Collected data »
++++

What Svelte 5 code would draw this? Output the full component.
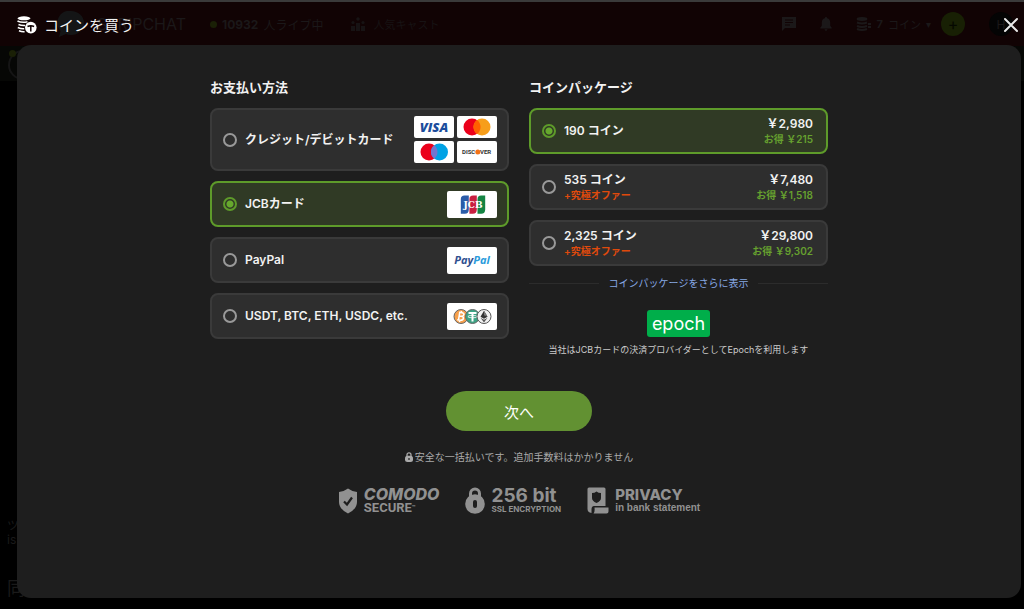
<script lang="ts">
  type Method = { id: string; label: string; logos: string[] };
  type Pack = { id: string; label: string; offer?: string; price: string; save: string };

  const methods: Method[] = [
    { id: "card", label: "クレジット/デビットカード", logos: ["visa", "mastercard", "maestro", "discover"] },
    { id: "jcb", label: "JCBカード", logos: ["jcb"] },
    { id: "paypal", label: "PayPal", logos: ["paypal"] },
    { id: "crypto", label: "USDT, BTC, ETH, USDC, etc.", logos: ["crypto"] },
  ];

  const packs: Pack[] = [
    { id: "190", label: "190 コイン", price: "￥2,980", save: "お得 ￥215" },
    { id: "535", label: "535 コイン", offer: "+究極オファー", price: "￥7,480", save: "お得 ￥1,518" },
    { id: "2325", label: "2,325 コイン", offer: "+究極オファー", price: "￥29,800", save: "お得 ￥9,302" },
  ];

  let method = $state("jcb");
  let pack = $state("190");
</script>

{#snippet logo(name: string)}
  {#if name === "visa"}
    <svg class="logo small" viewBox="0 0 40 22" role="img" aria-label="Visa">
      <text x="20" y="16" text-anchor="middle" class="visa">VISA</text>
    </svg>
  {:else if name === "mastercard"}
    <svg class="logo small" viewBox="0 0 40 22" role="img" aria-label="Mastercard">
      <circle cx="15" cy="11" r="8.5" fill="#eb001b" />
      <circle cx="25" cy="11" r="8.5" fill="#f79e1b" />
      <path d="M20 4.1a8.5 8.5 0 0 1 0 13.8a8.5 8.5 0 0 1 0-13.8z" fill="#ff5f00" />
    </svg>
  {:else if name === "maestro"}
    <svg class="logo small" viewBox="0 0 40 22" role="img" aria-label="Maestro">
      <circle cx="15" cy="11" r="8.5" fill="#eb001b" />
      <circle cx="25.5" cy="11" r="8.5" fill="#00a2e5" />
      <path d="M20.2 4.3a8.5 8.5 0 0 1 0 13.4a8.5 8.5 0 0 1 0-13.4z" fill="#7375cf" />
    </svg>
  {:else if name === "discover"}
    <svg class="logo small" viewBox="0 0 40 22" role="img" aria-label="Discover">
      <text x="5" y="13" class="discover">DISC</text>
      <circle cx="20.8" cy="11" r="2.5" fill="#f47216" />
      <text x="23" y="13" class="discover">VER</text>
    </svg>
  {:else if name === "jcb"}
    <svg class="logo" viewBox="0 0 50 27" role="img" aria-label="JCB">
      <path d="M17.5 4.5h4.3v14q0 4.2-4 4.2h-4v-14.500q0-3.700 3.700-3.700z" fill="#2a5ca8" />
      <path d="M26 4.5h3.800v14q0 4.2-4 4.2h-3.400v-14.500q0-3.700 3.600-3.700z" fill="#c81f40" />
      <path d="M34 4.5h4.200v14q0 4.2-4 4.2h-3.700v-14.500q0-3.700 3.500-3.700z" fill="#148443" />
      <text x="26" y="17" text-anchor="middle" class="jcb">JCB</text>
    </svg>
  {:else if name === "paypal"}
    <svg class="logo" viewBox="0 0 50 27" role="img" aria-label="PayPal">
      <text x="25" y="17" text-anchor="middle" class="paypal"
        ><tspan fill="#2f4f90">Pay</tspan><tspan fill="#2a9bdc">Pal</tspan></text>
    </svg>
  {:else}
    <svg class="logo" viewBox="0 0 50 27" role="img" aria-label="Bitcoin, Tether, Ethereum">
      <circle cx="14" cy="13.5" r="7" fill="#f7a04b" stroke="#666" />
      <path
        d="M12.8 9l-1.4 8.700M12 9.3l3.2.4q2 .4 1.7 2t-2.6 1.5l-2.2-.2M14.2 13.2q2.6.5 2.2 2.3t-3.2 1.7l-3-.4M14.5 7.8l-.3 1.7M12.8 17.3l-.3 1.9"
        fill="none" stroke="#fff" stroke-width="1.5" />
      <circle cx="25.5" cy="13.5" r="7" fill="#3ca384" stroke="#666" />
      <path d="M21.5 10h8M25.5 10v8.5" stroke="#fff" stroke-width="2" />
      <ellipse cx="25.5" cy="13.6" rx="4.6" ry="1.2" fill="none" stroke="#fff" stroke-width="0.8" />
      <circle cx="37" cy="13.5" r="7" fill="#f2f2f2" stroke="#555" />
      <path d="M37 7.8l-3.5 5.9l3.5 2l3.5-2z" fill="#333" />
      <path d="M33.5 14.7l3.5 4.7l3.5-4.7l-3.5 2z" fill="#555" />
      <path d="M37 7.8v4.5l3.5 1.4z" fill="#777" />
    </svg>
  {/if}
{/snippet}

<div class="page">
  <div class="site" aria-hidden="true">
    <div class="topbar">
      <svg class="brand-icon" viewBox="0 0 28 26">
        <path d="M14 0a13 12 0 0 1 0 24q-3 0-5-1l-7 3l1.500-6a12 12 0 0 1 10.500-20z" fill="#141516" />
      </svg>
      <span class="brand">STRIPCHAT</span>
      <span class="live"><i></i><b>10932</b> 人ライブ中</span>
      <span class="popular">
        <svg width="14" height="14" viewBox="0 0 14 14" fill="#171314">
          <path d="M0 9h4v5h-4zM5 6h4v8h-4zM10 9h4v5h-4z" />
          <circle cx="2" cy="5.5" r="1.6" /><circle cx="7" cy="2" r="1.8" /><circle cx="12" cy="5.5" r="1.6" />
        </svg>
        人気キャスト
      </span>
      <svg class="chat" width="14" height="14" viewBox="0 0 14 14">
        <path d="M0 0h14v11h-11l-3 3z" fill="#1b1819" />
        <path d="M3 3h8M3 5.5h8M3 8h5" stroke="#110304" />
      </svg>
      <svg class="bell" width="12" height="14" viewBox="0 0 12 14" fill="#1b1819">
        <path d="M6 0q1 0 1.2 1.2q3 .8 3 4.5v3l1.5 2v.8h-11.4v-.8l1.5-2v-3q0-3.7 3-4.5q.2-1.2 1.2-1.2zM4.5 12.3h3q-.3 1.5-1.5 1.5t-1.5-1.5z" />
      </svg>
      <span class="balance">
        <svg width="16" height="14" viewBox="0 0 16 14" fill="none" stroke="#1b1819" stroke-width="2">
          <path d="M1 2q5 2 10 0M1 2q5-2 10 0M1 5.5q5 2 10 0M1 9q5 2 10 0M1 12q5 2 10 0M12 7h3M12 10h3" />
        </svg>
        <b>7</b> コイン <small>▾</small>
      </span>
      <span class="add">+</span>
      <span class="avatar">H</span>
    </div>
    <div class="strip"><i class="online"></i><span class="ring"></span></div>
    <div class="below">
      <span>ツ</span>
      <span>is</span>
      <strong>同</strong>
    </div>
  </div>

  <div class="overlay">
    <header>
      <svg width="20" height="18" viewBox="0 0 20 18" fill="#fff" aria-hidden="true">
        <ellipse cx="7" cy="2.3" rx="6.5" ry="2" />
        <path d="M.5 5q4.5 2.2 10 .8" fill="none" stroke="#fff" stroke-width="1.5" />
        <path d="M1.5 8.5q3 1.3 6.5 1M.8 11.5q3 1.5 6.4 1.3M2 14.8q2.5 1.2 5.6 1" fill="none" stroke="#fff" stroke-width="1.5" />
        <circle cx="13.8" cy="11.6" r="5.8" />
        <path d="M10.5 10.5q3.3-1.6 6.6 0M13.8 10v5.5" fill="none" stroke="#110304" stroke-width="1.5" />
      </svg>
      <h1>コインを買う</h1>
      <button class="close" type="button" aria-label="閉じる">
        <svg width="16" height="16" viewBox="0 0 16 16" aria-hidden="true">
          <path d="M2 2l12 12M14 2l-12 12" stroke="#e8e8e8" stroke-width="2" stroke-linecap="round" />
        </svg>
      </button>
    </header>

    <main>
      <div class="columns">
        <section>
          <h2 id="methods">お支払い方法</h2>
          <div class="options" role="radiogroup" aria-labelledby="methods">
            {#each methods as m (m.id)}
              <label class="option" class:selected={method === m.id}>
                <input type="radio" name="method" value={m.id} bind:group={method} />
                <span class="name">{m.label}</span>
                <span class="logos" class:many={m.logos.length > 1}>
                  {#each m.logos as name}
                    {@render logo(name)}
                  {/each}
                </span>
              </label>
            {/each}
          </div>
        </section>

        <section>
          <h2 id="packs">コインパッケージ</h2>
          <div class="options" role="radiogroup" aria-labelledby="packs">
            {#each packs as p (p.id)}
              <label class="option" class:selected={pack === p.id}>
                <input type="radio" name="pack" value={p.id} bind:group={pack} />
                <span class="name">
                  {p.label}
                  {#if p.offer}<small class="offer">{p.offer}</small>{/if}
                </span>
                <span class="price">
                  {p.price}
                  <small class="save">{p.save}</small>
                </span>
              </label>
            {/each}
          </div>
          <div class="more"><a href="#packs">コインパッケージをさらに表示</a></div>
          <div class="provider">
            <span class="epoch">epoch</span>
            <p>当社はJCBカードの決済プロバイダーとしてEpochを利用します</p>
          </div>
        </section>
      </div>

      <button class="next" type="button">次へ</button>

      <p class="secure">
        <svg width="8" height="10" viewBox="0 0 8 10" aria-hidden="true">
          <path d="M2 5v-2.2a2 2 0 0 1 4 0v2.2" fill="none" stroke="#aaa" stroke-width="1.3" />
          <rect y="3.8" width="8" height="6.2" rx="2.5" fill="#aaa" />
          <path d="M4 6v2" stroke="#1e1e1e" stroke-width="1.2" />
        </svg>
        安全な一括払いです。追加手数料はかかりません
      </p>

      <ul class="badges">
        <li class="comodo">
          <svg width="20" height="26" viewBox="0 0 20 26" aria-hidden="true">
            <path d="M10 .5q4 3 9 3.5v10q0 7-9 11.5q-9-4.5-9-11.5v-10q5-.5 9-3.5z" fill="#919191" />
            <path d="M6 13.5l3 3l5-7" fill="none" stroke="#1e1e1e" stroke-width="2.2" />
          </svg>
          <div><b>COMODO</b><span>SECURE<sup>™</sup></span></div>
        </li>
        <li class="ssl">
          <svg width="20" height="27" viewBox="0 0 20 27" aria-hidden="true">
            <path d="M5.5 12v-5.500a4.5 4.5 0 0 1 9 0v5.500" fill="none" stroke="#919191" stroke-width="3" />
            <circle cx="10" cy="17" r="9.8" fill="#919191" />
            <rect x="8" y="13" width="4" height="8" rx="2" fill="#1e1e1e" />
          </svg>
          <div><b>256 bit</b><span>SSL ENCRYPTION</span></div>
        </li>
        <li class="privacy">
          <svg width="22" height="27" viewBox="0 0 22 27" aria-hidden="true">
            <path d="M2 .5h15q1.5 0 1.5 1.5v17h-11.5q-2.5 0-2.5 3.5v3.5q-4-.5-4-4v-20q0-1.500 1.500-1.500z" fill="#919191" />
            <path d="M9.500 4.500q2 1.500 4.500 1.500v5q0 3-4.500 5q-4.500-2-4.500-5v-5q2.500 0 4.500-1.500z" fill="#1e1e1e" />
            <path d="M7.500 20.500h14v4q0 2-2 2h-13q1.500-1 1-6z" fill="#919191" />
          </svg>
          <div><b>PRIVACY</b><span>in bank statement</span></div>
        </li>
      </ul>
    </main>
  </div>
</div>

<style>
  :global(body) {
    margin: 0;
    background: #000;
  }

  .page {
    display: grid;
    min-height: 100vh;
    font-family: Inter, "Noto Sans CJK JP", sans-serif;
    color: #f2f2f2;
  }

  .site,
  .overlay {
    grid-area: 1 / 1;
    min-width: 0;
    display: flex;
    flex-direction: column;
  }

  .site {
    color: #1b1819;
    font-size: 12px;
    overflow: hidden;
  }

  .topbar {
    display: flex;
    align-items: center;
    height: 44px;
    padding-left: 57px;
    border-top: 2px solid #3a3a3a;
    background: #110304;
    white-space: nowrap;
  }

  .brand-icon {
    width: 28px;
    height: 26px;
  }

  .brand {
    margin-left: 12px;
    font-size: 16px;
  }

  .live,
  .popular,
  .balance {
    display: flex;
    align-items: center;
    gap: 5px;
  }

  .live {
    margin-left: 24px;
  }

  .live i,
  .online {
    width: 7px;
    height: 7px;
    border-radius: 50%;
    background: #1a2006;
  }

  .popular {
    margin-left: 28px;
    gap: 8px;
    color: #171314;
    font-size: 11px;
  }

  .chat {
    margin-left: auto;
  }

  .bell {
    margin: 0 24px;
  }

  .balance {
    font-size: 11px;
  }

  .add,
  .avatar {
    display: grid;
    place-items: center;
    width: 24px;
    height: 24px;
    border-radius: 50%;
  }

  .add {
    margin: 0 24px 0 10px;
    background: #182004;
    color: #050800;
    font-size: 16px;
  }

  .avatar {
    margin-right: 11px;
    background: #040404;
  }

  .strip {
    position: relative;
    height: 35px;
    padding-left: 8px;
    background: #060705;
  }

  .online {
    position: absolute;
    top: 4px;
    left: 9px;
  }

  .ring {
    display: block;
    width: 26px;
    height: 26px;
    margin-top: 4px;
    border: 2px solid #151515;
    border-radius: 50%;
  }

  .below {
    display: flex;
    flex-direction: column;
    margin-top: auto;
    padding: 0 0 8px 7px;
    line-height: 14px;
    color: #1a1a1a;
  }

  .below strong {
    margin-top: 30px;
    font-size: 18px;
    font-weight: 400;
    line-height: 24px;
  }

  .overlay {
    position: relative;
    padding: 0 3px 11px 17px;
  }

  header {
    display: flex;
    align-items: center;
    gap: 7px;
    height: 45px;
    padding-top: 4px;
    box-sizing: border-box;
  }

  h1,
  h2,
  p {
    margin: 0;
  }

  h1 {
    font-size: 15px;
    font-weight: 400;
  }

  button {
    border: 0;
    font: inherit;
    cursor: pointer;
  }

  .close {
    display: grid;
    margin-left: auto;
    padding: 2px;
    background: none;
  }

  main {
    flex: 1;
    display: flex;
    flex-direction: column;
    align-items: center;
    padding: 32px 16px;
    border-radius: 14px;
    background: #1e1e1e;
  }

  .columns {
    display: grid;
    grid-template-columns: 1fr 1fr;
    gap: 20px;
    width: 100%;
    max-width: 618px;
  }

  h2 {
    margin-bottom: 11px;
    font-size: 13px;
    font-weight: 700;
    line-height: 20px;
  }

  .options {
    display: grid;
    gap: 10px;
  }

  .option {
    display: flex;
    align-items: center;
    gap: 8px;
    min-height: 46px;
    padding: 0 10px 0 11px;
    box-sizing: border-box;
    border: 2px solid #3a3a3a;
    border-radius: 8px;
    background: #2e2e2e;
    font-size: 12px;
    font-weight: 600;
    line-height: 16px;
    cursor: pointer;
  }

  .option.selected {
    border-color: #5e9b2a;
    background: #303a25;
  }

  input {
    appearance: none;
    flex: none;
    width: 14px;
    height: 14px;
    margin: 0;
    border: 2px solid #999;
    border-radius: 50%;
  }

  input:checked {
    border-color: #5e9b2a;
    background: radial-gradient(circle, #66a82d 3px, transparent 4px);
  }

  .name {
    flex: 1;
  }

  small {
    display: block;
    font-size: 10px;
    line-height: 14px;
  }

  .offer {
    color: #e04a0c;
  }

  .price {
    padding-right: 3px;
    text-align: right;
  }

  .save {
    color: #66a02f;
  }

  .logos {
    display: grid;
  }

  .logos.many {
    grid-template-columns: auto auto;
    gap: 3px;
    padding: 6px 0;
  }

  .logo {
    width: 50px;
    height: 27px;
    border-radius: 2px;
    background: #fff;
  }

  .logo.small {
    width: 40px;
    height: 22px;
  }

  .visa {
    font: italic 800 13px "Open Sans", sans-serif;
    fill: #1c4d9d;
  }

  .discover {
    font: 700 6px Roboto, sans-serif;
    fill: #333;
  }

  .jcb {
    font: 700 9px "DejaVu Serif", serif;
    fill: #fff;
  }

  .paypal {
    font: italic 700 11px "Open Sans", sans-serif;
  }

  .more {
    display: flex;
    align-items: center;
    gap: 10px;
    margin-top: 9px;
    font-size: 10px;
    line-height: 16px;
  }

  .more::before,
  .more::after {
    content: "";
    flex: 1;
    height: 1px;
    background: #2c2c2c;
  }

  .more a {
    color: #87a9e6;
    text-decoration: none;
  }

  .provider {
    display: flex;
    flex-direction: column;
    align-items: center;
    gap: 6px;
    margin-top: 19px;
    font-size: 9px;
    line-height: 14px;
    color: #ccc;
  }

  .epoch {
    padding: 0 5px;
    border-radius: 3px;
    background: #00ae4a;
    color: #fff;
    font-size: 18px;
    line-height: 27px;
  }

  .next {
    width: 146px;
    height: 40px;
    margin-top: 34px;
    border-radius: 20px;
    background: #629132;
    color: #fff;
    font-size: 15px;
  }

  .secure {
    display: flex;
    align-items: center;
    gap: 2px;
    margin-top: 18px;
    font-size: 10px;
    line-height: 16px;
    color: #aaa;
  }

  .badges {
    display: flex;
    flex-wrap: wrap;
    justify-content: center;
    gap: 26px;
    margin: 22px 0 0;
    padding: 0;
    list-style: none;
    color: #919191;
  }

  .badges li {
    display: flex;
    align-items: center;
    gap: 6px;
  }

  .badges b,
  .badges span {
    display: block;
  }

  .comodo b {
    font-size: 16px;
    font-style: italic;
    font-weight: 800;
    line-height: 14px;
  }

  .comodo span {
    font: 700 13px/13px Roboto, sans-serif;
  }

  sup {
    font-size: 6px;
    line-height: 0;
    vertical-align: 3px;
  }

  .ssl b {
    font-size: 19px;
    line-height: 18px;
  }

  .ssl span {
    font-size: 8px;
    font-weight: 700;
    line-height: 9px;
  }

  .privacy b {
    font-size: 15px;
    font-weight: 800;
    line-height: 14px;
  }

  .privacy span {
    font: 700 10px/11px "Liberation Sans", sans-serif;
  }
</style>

++++

What you are asked to do » Write down every line from the opening of the listing to the line with "string; offer?: string;", both included, and nothing else; the pictures are omitted.

Full output »
What Svelte 5 code would draw this? Output the full component.
<script lang="ts">
  type Method = { id: string; label: string; logos: string[] };
  type Pack = { id: string; label: string; offer?: string; price: string; save: string };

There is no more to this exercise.